A 2016 impact study calculated that Thanksgiving Point adds $68 million a year to surrounding Lehi businesses.

“I live next to Thanksgiving Point. The Ashtons have really invested in the community, and I appreciate that. I don’t think this is an infrastructure problem, I think this is a public trust problem,” said Commissioner Bill Hereth. “If the roads were working right now you wouldn’t have people here [attending the meeting]. If residents saw that the plans were working, that the government was functioning well, you wouldn’t have a problem. You tell us things and we don’t believe you. We don’t trust that it will happen. How can you build trust?”

John Makin from Stack Real Estate said they would agree in writing to build only the number of units that the infrastructure allows for each phase of development.

“We’re going to earn trust by putting it in writing and we’re not going to do anything until we deliver on what we said we were going to do,” said Makin.

Nathan Ricks from Stack Real Estate explained that the first phase of Thanksgiving Station is a 3.6-acre parcel known as the soccer field with approximately 350 units. They’ve already signed a lease with a climbing gym near the first parcel that would go up in the first phase as well. 

Commissioner Heather Newall asked about the status of the golf course after John Makin mentioned working with UDOT to extend Clubhouse Drive without using MAG (Mountainland Association of Governments) grant money.

“We see the existing traffic issues right now that Lehi is facing, so we’ve already given a term sheet to provide for Clubhouse Drive to go through, for the golf course to be repaired and for the golf course to continue to operate,” said McKay Christensen. 


Makin mentioned that the Utah legislature recently passed House Bill 217, the Housing Transit and Redevelopment Zone. The bill incentivizes developers to build TODs by giving them 80% of incremental funding to reinvest in infrastructure, mainly parking, for the first 25 years.

“As of last month, 50 % of Utahns cannot afford a home and 50% of us who already own a home couldn’t buy that home at today’s market rate. It’s not sustainable,” said Utah State Senator Jake Anderegg. He expressed support for the Slopes plan in concept. “This is not going to affect your home values. These are not the projects of the 70s and 80s, these TODs make property values go up.” 

“In five to ten years this has the potential to be a game changer along the Wasatch Front. Density doesn’t necessarily mean affordable housing, but it goes a very long way when Planning Commission and City Council make sure they are planned out effectively and implemented the right way,” Anderegg continued. 

Twenty-six residents made comments during the public hearing on the Slopes concept for Thanksgiving Point Station. Only twopeople were in favor of the plan. The rest had concerns about adding residential units before amenities, inadequate acreage for schools and churches and traffic.

“It feels like the developers are running the show here,” said Kelly Eyerly, a Lehi resident of 18 months. “Think of the current residents, not future residents. What is the benefit now? This should not happen.”

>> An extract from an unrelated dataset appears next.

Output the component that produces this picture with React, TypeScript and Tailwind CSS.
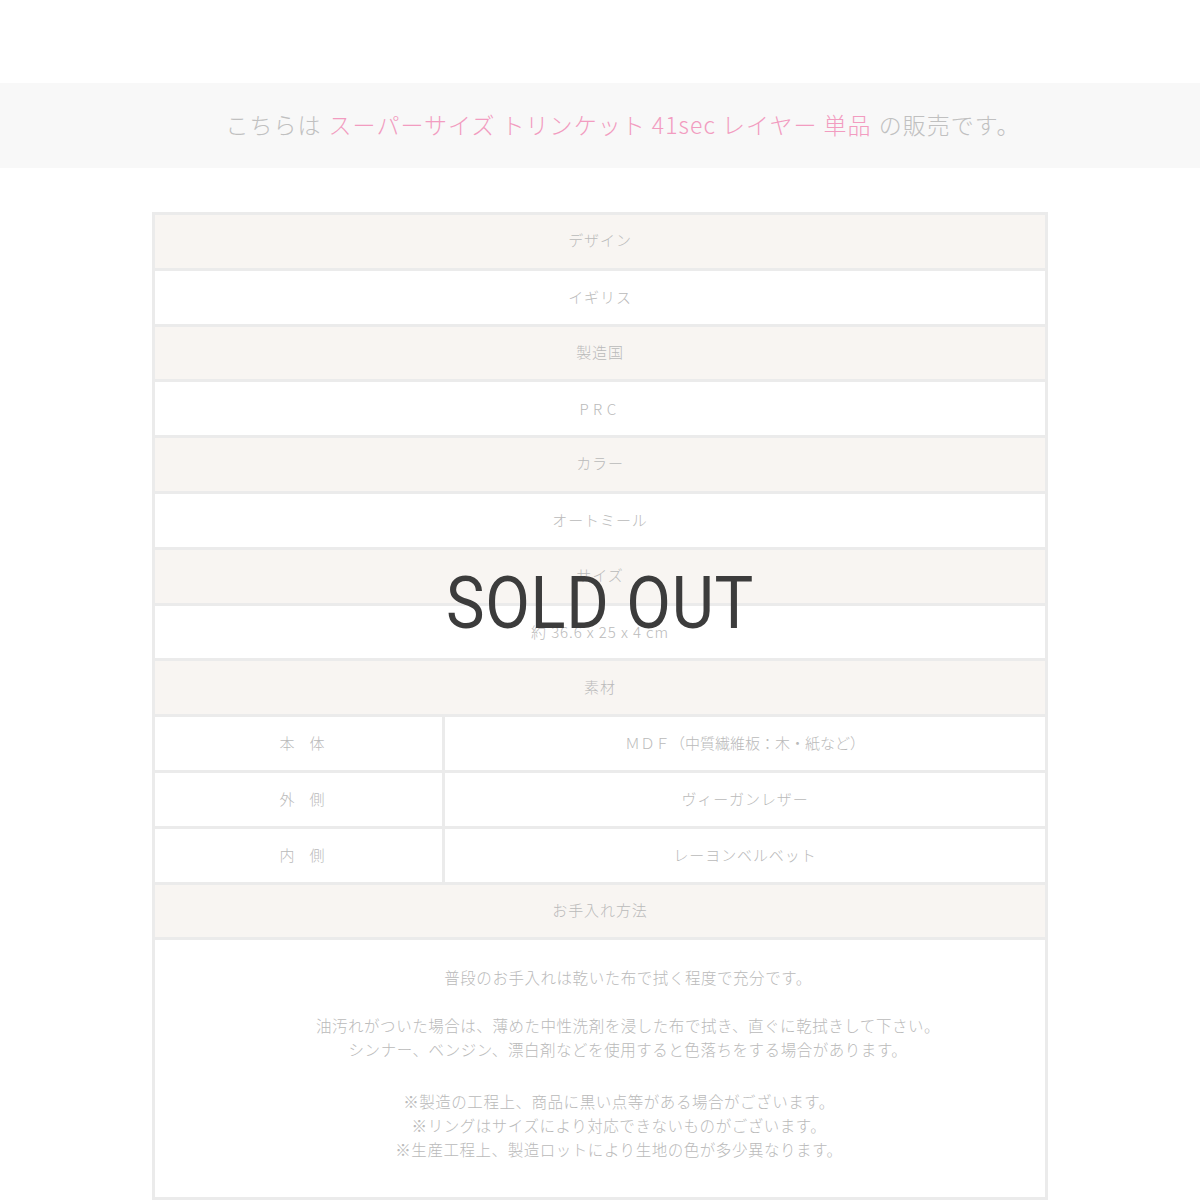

“I love what the Ashtons have created here. The PARC tax passed, we should use some of that money to help support Thanksgiving Point without destroying it with this development,” said resident Steve Thomas.

McKay Christensen said they are committed to making the golf course operable again if Lehi City and UDOT extend Clubhouse Drive. “It’s worth noting that there are plenty of golf courses that are bisected by roads, and they keep running,” said Commission Chair Abram Nielsen.

“There’s a misconception that if this plan doesn’t happen nothing will happen. What is your Plan B?” Commissioner Roger Ellis asked Christensen.


“We’d have to come up with another endowment. If we sold the land as is, we’d be selling it as a Resort Community. We’d really like to make this work,” answered Christensen. He explained that Thanksgiving Point is a non-profit – 75% of their funding comes from operations and the other 25% is from donations. “We’d like to be able to use those donations on capital projects,” said Christensen.

“Most of the land is owned by Thanksgiving Point, not Stack or Gardner. The easiest way to make a profit is to make a surface parking lot and put a thousand units on it. We’re trying to come up with creative solutions. We’re not just hitting the ‘easy button,’” said John Makin.

“How can we move the needle on infrastructure before we move on that first development?” asked Commissioner Greg Jackson. “If that were to happen we’d get a lot more buy-in from citizens. I’m not opposed to development, but it has to be implemented correctly. It’s got to be incremental. I’m all for seeing this happen if we can do it the right way.”

Commissioner Nielsen asked Community Development Director Kim Struthers how many building permits Lehi City issues each year. “We had a big year, but it’s anywhere between 1,200 and 1,400 permits for new residential units.,” Struthers answered.

“They’re asking for 5,400 over 20 years. There’s a lot of development across the city of Lehi. Everyone complains about not wanting density and we talk about preserving open space and farmland, but at the same time we’re completely against any kind of density or mechanism that allows us to preserve open space,” said Nielsen. “The growth is coming whether we like it or not. We have an opportunity to take that density and focus it in an area that makes sense.”

“Thanksgiving Point has invested so much in Lehi. We owe it to them to set a good vision. If we can work out that vision together let’s do it. I don’t think we let engineering drive the vision or we get Detroit,” added Commissioner Hereth. 

The commissioners passed the motion to recommend, with many comments, Slopes Residential’s concept for Thanksgiving Point Station to the City Council with a vote of five to two. Commissioners Brent Everett and Heather Newall voted against the motion.